March 09, 2005

More bullshit grammar

In addition to referring to a bunch of nouns as adjectives, Timothy Noah's review of Harry Frankfurt's On Bullshit makes a second error in grammatical analysis.

Noah writes:

Although Frankfurt doesn't point this out, it immediately occurred to me upon closing his book that the word "bullshit" is both noun and verb, and that this duality distinguishes bullshit not only from the aforementioned Menckenesque antecedents, but also from its contemporary near-relative, horseshit. It is possible to bullshit somebody, but it is not possible to poppycock, or to twaddle, or to horseshit anyone. When we speak of bullshit, then, we speak, implicitly, of the action that brought the bullshit into being: Somebody bullshitted. In this respect the word "bullshit" is identical to the word "lie," for when we speak of a lie we speak, implicitly, of the action that brought the lie into being: Somebody lied.

But actually, of the 14 "Menckenesque antecedents" that Noah cites (humbug, poppycock, tommyrot, hooey, twaddle, balderdash, claptrap, palaver, hogwash, buncombe (or "bunk"), hokum, drivel, flapdoodle, bullpucky), four are given a verbal sense by the American Heritage Dictionary: humbug, twaddle, palaver, and drivel.

A quick check in the OED adds some others from the list that are cited as verbs:

1821 W. IRVING in Warner Life (1882) 136 A fostered growth of poetry and romance, and balderdashed with false sentiment.
1893 Westm. Gaz. 11 July 2/1 He flapdoodled round the subject in the usual Archiepiscopal way.

The OED also reveals that some of these were verbs before they were nouns (at least in the bullshit-related sense) -- thus drivel as a verb meaning "To talk childishly or idiotically; to let silly nonsense drop from the lips; to rave" from 1362, vs. drivel as a noun meaning "Idiotic utterance; silly nonsense; twaddle" from 1852.

Several of the others on Noah's list are sometimes painlessly verbed, as a simple net search verifies:

Balderdashing into doom [6/22/2004 WaPo headline]
Who's this hokey honky tryin to hooey? (link)
When Gianera let the casual acquaintance into his home, Mullin cried “You’re claptrapping me!” and shot Jim as he tried to escape. (link)
And I am not horseshitting you, I really did do it. (link)
It appears Marilyn Stowe was hogwashing us. (link)

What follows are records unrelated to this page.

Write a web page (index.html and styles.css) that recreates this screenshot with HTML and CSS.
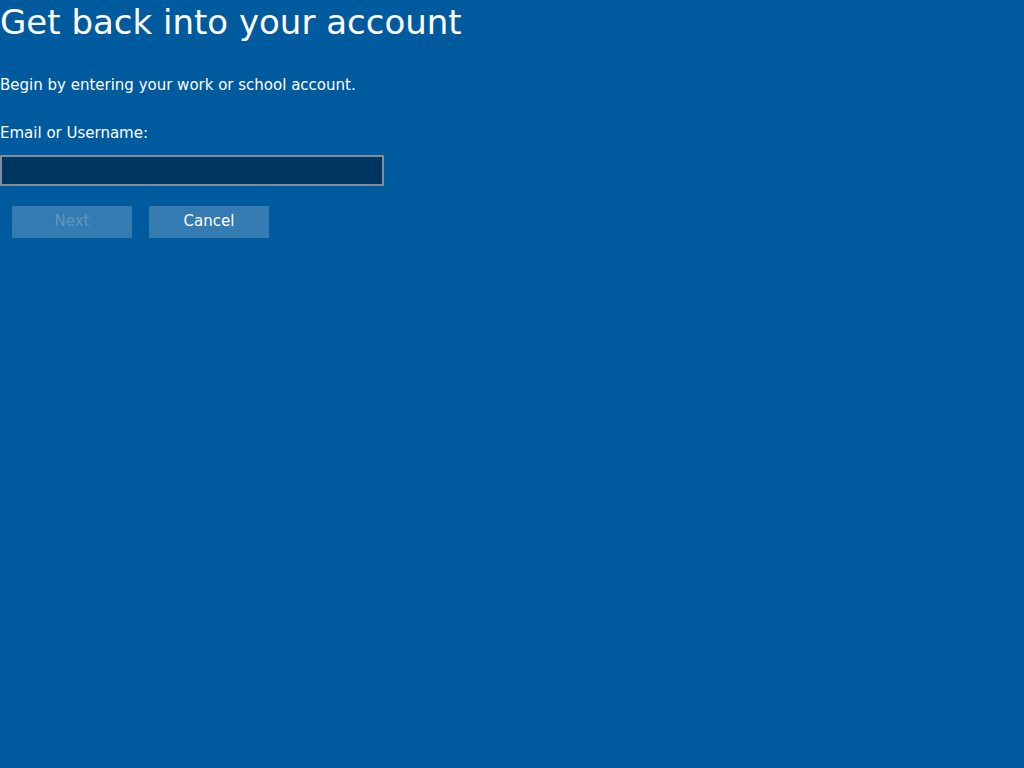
FILE: index.html
```html
<!DOCTYPE html>
<html>
<head>
<meta charset="utf-8">
<link rel="stylesheet" href="styles.css">
</head>
<body>
<div class="page">
  <h1 class="title">Get back into your account</h1>
  <p class="intro">Begin by entering your work or school account.</p>
  <label class="label" for="user">Email or Username:</label>
  <input class="field" id="user" type="text">
  <div class="actions">
    <button class="btn btn-disabled">Next</button>
    <button class="btn">Cancel</button>
  </div>
</div>
</body>
</html>
```
FILE: styles.css
```css
html, body {
  margin: 0;
  padding: 0;
  background: #005a9e;
  height: 100%;
}
body {
  font-family: "DejaVu Sans", sans-serif;
  color: #ffffff;
}
.page {
  display: flex;
  flex-direction: column;
  align-items: flex-start;
}
.title {
  margin: 0;
  font-size: 34px;
  font-weight: normal;
  line-height: 44px;
}
.intro {
  margin: 31px 0 0 0;
  font-size: 15px;
  line-height: 20px;
}
.label {
  margin-top: 28px;
  font-size: 15px;
  line-height: 20px;
}
.field {
  margin-top: 12px;
  box-sizing: border-box;
  width: 384px;
  height: 31px;
  background: #00365f;
  border: 2px solid #7d8fa3;
  color: #fff;
  outline: none;
  padding: 0 6px;
  font-family: inherit;
}
.actions {
  display: flex;
  gap: 17px;
  margin-top: 20px;
  padding-left: 12px;
}
.btn {
  width: 120px;
  height: 32px;
  border: none;
  background: #337bb1;
  color: #ffffff;
  font-family: "DejaVu Sans", sans-serif;
  font-size: 15px;
  line-height: 30px;
  padding: 0 0 2px 0;
}
.btn-disabled {
  color: #5e94c2;
}
```
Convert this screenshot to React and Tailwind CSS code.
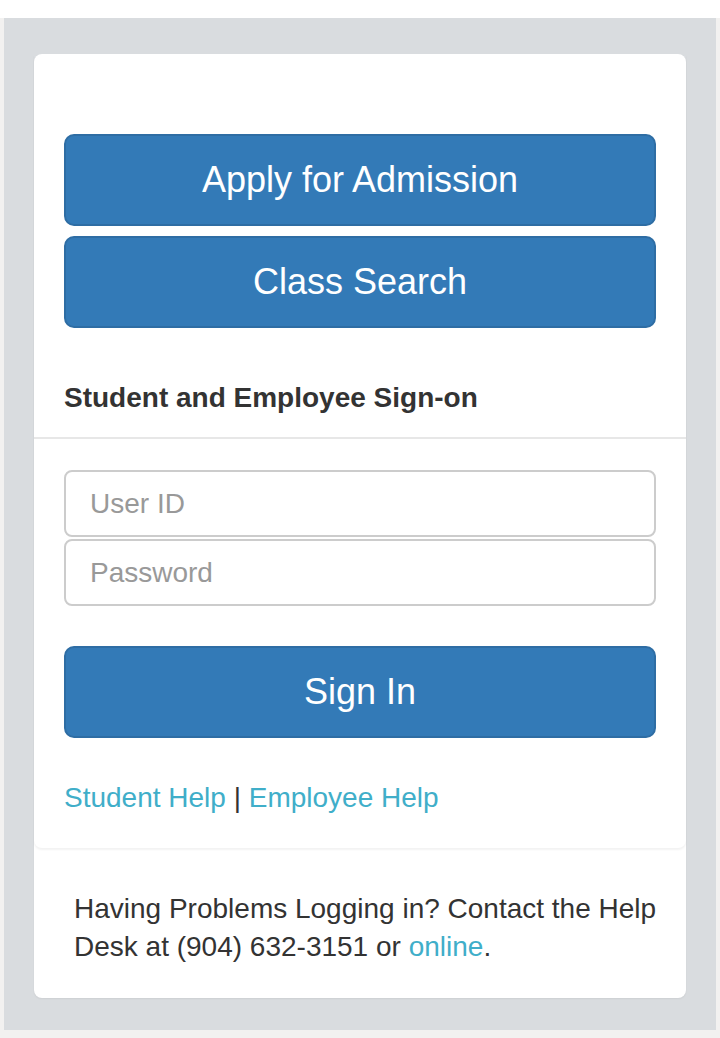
export default function App() {
  return (
    <div
      className="h-[1038px] bg-white flex flex-col text-[#333]"
      style={{ fontFamily: '"Liberation Sans", Arial, sans-serif' }}
    >
      <div className="h-[18px] shrink-0" />
      <div className="flex-1 bg-[#f2f1f0] px-[4px] pb-[8px]">
        <div className="h-full bg-[#d9dcdf] pt-[36px] px-[30px]">
          {/* Card */}
          <div className="bg-white rounded-[8px] shadow-[0_1px_2px_rgba(0,0,0,0.06)]">
            <div className="rounded-b-[8px] shadow-[0_2px_2px_rgba(0,0,0,0.05)]">
              <div className="pt-[80px] px-[30px] flex flex-col gap-[10px]">
                <button className="h-[92px] w-full rounded-[10px] bg-[#337ab7] border-2 border-[#2e6da4] text-white text-[36px] leading-none">
                  Apply for Admission
                </button>
                <button className="h-[92px] w-full rounded-[10px] bg-[#337ab7] border-2 border-[#2e6da4] text-white text-[36px] leading-none">
                  Class Search
                </button>
              </div>

              <div className="mt-[50px] px-[30px] pb-[19px] border-b-2 border-[#e7e7e7]">
                <h3 className="text-[28px] leading-[40px] font-bold text-[#333]">
                  Student and Employee Sign-on
                </h3>
              </div>

              <div className="px-[30px] pt-[31px] pb-[30px]">
                <input
                  type="text"
                  placeholder="User ID"
                  className="block w-full h-[67px] rounded-[8px] border-2 border-[#ccc] px-[24px] text-[28px] placeholder:text-[#999] outline-none"
                />
                <input
                  type="password"
                  placeholder="Password"
                  className="block w-full h-[67px] mt-[2px] rounded-[8px] border-2 border-[#ccc] px-[24px] text-[28px] placeholder:text-[#999] outline-none"
                />
                <button className="mt-[40px] h-[92px] w-full rounded-[10px] bg-[#337ab7] border-2 border-[#2e6da4] text-white text-[36px] leading-none">
                  Sign In
                </button>
                <p className="mt-[40px] text-[28px] leading-[40px]">
                  <a className="text-[#40aec9]">Student Help</a> |{" "}
                  <a className="text-[#40aec9]">Employee Help</a>
                </p>
              </div>
            </div>

            <div className="pl-[40px] pr-[24px] pt-[42px] pb-[32px]">
              <p className="text-[28px] leading-[38px] text-[#333]">
                Having Problems Logging in? Contact the Help Desk at (904)
                632-3151 or <a className="text-[#40aec9]">online</a>.
              </p>
            </div>
          </div>
        </div>
      </div>
    </div>
  );
}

It's certainly true that bullshit is used more commonly as a verb than these other words are -- but it's also used more commonly, period (e.g. 3,040,000 ghits for bullshit vs. 171,000 for twaddle or 84,800 for horseshit).

Unlike the "nouns are adjectives" mistake, this one seems to arise from carelessness about what is being claimed and lack of concern for what the relevant facts really are. So ironically, the insight about the word bullshit that Noah starts his column with -- is itself bullshit. I mean this in the specific technical sense of the term that derives from Frankfurt: "bullshitters seek to convey a certain impression of themselves without being concerned about whether anything at all is true".

Noah's review seems to be calculated to place the rhetorical ball so that he can spike it into the teeth of the Bush administration. He ends this way:

The Bush administration is clearly more bullshit-heavy than its predecessors. Slate's founding editor, Michael Kinsley, put his finger on the Bush administration's particular style of lying three years ago:

If the truth was too precious to waste on politics for Bush I and a challenge to overcome for Clinton, for our current George Bush it is simply boring and uncool. Bush II administration lies are often so laughably obvious that you wonder why they bother. Until you realize: They haven't bothered.

But by Frankfurt's lights, what Bush does isn't lying at all. It's bullshitting. Whatever you choose to call it, Bush's indifference to the truth is indeed more troubling, in many ways, than what Frankfurt calls "lying" would be. Richard Nixon knew he was bombing Cambodia. Does George W. Bush have a clue that his Social Security arithmetic fails to add up? How can he know if he doesn't care?

Social Security surely matters more than grammatical terminology does. But Noah's disdain for GWB's carelessness about the analysis of budgets would be more convincing if Noah himself were not so careless about the analysis of words.